22 Jun 2022 | Science Notes

It’s that time of year again, at least here in the Northern Hemisphere. With a nod to our many readers south of the equator who are heading the other way, up here the mercury is rising and the prospect of heat waves is upon us again. After a long hard winter and an endlessly cold spring we’re not complaining. But then we’re not climate activists looking for a reason to complain. Let the summer sun shine upon us and the alarmists will start moaning about heat waves and death rates. Luckily for them there is some evidence of more heat waves since the 1960s (although fewer compared to the 1930s). But unluckily for them, the latest evidence shows, for the US at least, death rates due to heat waves have fallen steadily since the mid-1970s.

The chart above is from a recent paper in the journal Weather, Climate and Society. The authors put together mortality data for the 107 largest cities in the US from 1975 to 2018. They defined heat wave days based not only on temperatures but on how they departed from local norms for that time of the year, since people in hot places like Phoenix get used to temperatures that would have people from, say, Minneapolis staggering. Then they figured out risk ratios, in a format where 1.0 means the number of deaths is no higher than expected, whereas 1.1 means there were 10 percent more deaths than expected due to heat.

One of the first things they found was that there is no point looking at anyone less than 45 years of age. They don’t exhibit any mortality risk due to heat waves. They also found that women are much less likely to suffer from heat compared to men. And overall they found that the risk of dying from heat has fallen steadily in most places over the 43 years of their sample.

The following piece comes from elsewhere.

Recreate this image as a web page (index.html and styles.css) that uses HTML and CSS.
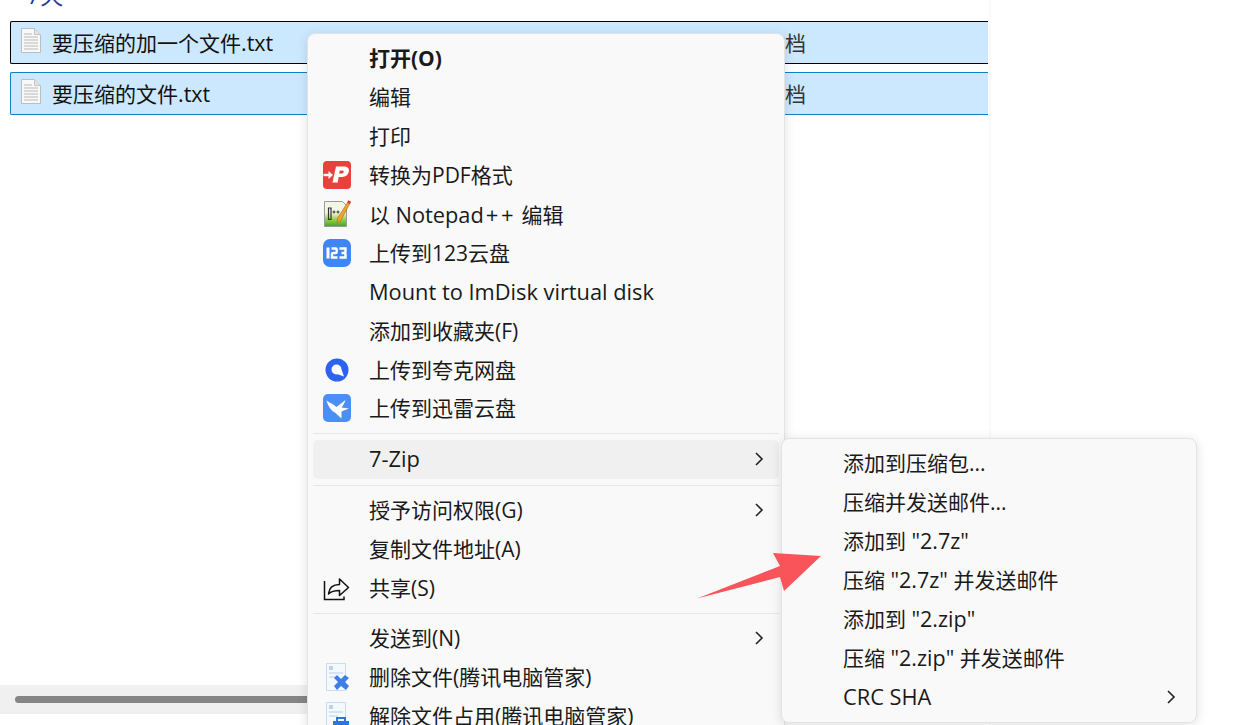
FILE: index.html
```html
<!DOCTYPE html>
<html lang="zh-CN">
<head>
<meta charset="utf-8">
<title>压缩文件</title>
<link rel="stylesheet" href="styles.css">
</head>
<body>
<div class="screen">
  <section class="pane">
    <div class="group-head"><span>7天</span></div>
    <div class="file file-focus">
      <svg class="file-icon" viewBox="0 0 20 25"><path d="M.5.5h13l6 6v18H.5z" fill="#f8f8f8" stroke="#bdbdbd"/><path d="M13.500.5v6h6" fill="#e4e4e4" stroke="#c4c4c4"/><path d="M3 6h8M3 9h14M3 12h14M3 15h14M3 18h14M3 21h14" stroke="#b9b9b9"/></svg>
      <span class="file-name">要压缩的加一个文件<span class="ext">.txt</span></span>
      <span class="file-type">文本文档</span>
    </div>
    <div class="file file-sel">
      <svg class="file-icon" viewBox="0 0 20 25"><path d="M.5.5h13l6 6v18H.5z" fill="#f8f8f8" stroke="#bdbdbd"/><path d="M13.500.5v6h6" fill="#e4e4e4" stroke="#c4c4c4"/><path d="M3 6h8M3 9h14M3 12h14M3 15h14M3 18h14M3 21h14" stroke="#b9b9b9"/></svg>
      <span class="file-name">要压缩的文件<span class="ext">.txt</span></span>
      <span class="file-type">文本文档</span>
    </div>
    <div class="hscroll"><div class="hthumb"></div></div>
  </section>

  <nav class="menu menu-main">
    <div class="item bold"><span class="ico"></span><span>打开(O)</span></div>
    <div class="item"><span class="ico"></span><span>编辑</span></div>
    <div class="item"><span class="ico"></span><span>打印</span></div>
    <div class="item"><span class="ico">
      <svg viewBox="0 0 28 28" width="28" height="28"><rect width="28" height="28" rx="4" fill="#e8403a"/><path d="M.5 14h5.500" stroke="#fff" stroke-width="2.400"/><path d="M5.500 10l4.500 4-4.500 4z" fill="#fff"/><path d="M13 5.500h8c4 0 5.500 2.300 4.800 5.300-.7 3-3 5.200-6.800 5.200h-3.300l-1 5.500h-5.200z" fill="#fff"/><path d="M16.800 9.500l-.7 3h3c1.900 0 2.300-3 .4-3z" fill="#e8403a"/></svg>
    </span><span>转换为PDF格式</span></div>
    <div class="item"><span class="ico">
      <svg viewBox="0 0 28 28" width="28" height="28"><defs><linearGradient id="npp" x1="0" y1="0" x2="0" y2="1"><stop offset=".45" stop-color="#f4f6e4"/><stop offset=".7" stop-color="#9ad24a"/><stop offset="1" stop-color="#3fa52e"/></linearGradient></defs><path d="M1.500 1.500h18l4 4v21h-22z" fill="url(#npp)" stroke="#9a9a9a"/><path d="M5.500 8v11.500h2.500V8z" fill="none" stroke="#333" stroke-width="1.200"/><path d="M9.500 12h3m-1.500-1.500v3M13.500 12h3m-1.500-1.500v3" stroke="#333"/><path d="M25.500 1l2 1.200-9.500 18-4 3 .6-5z" fill="#eda62a" stroke="#a8641a" stroke-width=".6"/><path d="M25.500.3l2.400 1.500-1.200 2.100-2.400-1.500z" fill="#d3382c"/></svg>
    </span><span>以 <span class="latin">Notepad</span><span class="plus">++</span> 编辑</span></div>
    <div class="item"><span class="ico">
      <svg viewBox="0 0 28 28" width="28" height="28"><rect width="28" height="28" rx="7" fill="#3e85f5"/><path d="M5 8.500v11" stroke="#fff" stroke-width="3"/><path d="M8.500 9.500h4.200a1 1 0 0 1 1 1v2.500a1 1 0 0 1-1 1H10a1 1 0 0 0-1 1v3.500h5.500M16.500 9.500h6v3a1.500 1.500 0 0 1-1.500 1.500h-2.500H21a1.500 1.500 0 0 1 1.500 1.500v3h-6" fill="none" stroke="#fff" stroke-width="2.400"/></svg>
    </span><span>上传到123云盘</span></div>
    <div class="item"><span class="ico"></span><span class="latin">Mount to ImDisk virtual disk</span></div>
    <div class="item"><span class="ico"></span><span>添加到收藏夹(F)</span></div>
    <div class="item"><span class="ico">
      <svg viewBox="0 0 28 28" width="28" height="28"><circle cx="14" cy="14" r="11.500" fill="#2b62f0"/><circle cx="13.500" cy="13.500" r="5" fill="#fff"/><path d="M14 18l7 2.500-2.500-7z" fill="#fff"/></svg>
    </span><span>上传到夸克网盘</span></div>
    <div class="item"><span class="ico">
      <svg viewBox="0 0 28 28" width="28" height="28"><rect width="28" height="28" rx="5" fill="#4a8ff7"/><path d="M3.500 6.500C7 9 10 10 13.500 13L22.500 6C21.500 9 20 11.500 18.500 13.500L26 14.500 18.500 17.500 18.500 24.500 12.500 19C8 17 5 12 3.500 6.500z" fill="#fff"/></svg>
    </span><span>上传到迅雷云盘</span></div>
    <div class="sep sep-a"></div>
    <div class="item hover"><span class="ico"></span><span class="latin">7-Zip</span><svg class="chev" viewBox="0 0 10 16"><path d="M2 2l6 6-6 6"/></svg></div>
    <div class="sep sep-b"></div>
    <div class="item"><span class="ico"></span><span>授予访问权限(G)</span><svg class="chev" viewBox="0 0 10 16"><path d="M2 2l6 6-6 6"/></svg></div>
    <div class="item"><span class="ico"></span><span>复制文件地址(A)</span></div>
    <div class="item"><span class="ico">
      <svg viewBox="0 0 28 28" width="28" height="28" fill="none" stroke="#111" stroke-width="1.500"><path d="M1.500 7v18.500H21v-3"/><path d="M5.500 20c.5-6 4.500-9.500 11-9.500V5l9 8.500-9 8v-5c-5 0-8.500 1-11 3.500z" stroke-linejoin="round"/></svg>
    </span><span>共享(S)</span></div>
    <div class="sep sep-c"></div>
    <div class="item"><span class="ico"></span><span>发送到(N)</span><svg class="chev" viewBox="0 0 10 16"><path d="M2 2l6 6-6 6"/></svg></div>
    <div class="item"><span class="ico">
      <svg viewBox="0 0 28 28" width="28" height="28"><path d="M3.500.5h19v27h-19z" fill="#f4f9fe" stroke="#c5dcf2"/><path d="M6 3h4v4H6z" fill="#bcd3ee"/><path d="M6 10h14M6 14h9" stroke="#cbdcee" stroke-width="1.500"/><path d="M11 15l3-3 4 4 4-4 4 3-4 4 4 4-3 4-5-4-4 4-3-4 4-4z" fill="#3e7fe6"/></svg>
    </span><span>删除文件(腾讯电脑管家)</span></div>
    <div class="item"><span class="ico">
      <svg viewBox="0 0 28 28" width="28" height="28"><path d="M3.500.5h19v27h-19z" fill="#f4f9fe" stroke="#c5dcf2"/><path d="M6 3h4v4H6z" fill="#bcd3ee"/><path d="M6 10h14M6 14h9" stroke="#cbdcee" stroke-width="1.500"/><path d="M10 19h16v9H10z" fill="#2f74e0"/><path d="M14 19v-3h8v3" fill="none" stroke="#2f74e0" stroke-width="2"/></svg>
    </span><span>解除文件占用(腾讯电脑管家)</span></div>
  </nav>

  <nav class="menu menu-sub">
    <div class="item"><span>添加到压缩包...</span></div>
    <div class="item"><span>压缩并发送邮件...</span></div>
    <div class="item"><span>添加到 <span class="quoted">"2.7z"</span></span></div>
    <div class="item"><span>压缩 <span class="quoted">"2.7z"</span> 并发送邮件</span></div>
    <div class="item"><span>添加到 <span class="quoted">"2.zip"</span></span></div>
    <div class="item"><span>压缩 <span class="quoted">"2.zip"</span> 并发送邮件</span></div>
    <div class="item"><span class="latin">CRC SHA</span><svg class="chev" viewBox="0 0 10 16"><path d="M2 2l6 6-6 6"/></svg></div>
  </nav>

  <svg class="arrow" viewBox="0 0 130 50" width="130" height="50"><path d="M0 47.500L83 15 76 2l48 3-37 35-4-14z" fill="#f9545a"/></svg>
</div>
</body>
</html>
```
FILE: styles.css
```css
* { box-sizing: border-box; }
html, body { margin: 0; padding: 0; background: #fff; }
body {
  font-family: "Open Sans", "Noto Sans", "Noto Sans CJK SC", sans-serif;
  font-size: 21px;
  color: #1a1a1a;
}
.screen {
  position: relative;
  width: 1244px;
  height: 725px;
  overflow: hidden;
  background: #fff;
}
.pane {
  width: 991px;
  height: 725px;
  padding-bottom: 11px;
  display: flex;
  flex-direction: column;
  border-right: 2px solid #f9f9f9;
}
.group-head {
  height: 21px;
  padding-left: 27px;
  overflow: hidden;
  color: #2b3a8f;
  font-size: 23px;
  line-height: 1;
  flex: none;
}
.group-head span { display: block; margin-top: -16px; }
.file {
  flex: none;
  height: 43px;
  margin-left: 10px;
  width: 978px;
  display: flex;
  align-items: center;
  background: #cce8ff;
  border: 1px solid #0f7fc7;
  border-right: 0;
  border-radius: 2px 0 0 2px;
  padding-left: 10px;
  color: #111;
}
.file-focus { border-color: #000; }
.file-sel { margin-top: 8px; }
.file-icon { width: 20px; height: 25px; flex: none; margin-top: -4px; }
.file-name { width: 670px; margin-left: 11px; flex: none; line-height: 28px; white-space: nowrap; }
.ext { font-size: 21.500px; }
.file-type { color: #333; line-height: 28px; }
.hscroll {
  margin-top: auto;
  height: 29px;
  background: #f0f0f0;
  padding: 11px 15px 0;
  flex: none;
}
.hthumb { height: 7px; background: #858585; border-radius: 4px; }
.menu {
  position: absolute;
  background: #f9f9f9;
  border: 1px solid #e3e3e3;
  border-radius: 8px;
  box-shadow: 0 2px 12px rgba(0, 0, 0, .12);
  display: flex;
  flex-direction: column;
}
.menu-main {
  left: 307px;
  top: 33px;
  width: 478px;
  padding: 5px 5px 0;
}
.menu-sub {
  left: 781px;
  top: 438px;
  width: 416px;
  height: 285px;
  padding: 5px 5px 0;
}
.item {
  flex: none;
  height: 38.900px;
  display: flex;
  align-items: center;
  border-radius: 5px;
  white-space: nowrap;
  line-height: 28px;
}
.item.bold { font-weight: 700; }
.item.hover { background: #f0f0f0; }
.latin { font-size: 21.800px; }
.plus { font-size: 22px; letter-spacing: 2.500px; margin-left: 2px; }
.quoted { font-size: 21.500px; }
.ico {
  width: 28px;
  height: 28px;
  margin-left: 10px;
  margin-right: 18px;
  flex: none;
  display: block;
}
.ico svg { display: block; }
.menu-sub .item { padding-left: 56px; }
.chev {
  width: 10px;
  height: 16px;
  margin-left: auto;
  margin-right: 15px;
  fill: none;
  stroke: #222;
  stroke-width: 1.600;
}
.sep { flex: none; height: 1px; background: #e6e6e6; }
.sep-a { margin-top: 5px; margin-bottom: 6px; }
.sep-b { margin-top: 6px; margin-bottom: 5px; }
.sep-c { margin-top: 6px; margin-bottom: 4px; }
.arrow { position: absolute; left: 697px; top: 551px; }
```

As shown in the chart above, it didn’t go down everywhere. But on average for the country as a whole it declined steadily. In Florida it rose during two separate intervals, including from 2003 onward, which has a lot to do with the rising elderly population. Same with California.

Finally, one of the points the authors made is that death rates from heat are higher in regions with lower income, probably due to people’s inability to afford to turn on the air conditioning. Since soaring energy costs and unstable power supplies are an inevitable result of climate policy restrictions, it is fair to say that the risk of death due to heat waves is not the fault of climate change, but climate policy. And if you do say so, you will suddenly discover that climate alarmists don’t actually care about preventing death due to heat waves if it means scaling back their policy plans.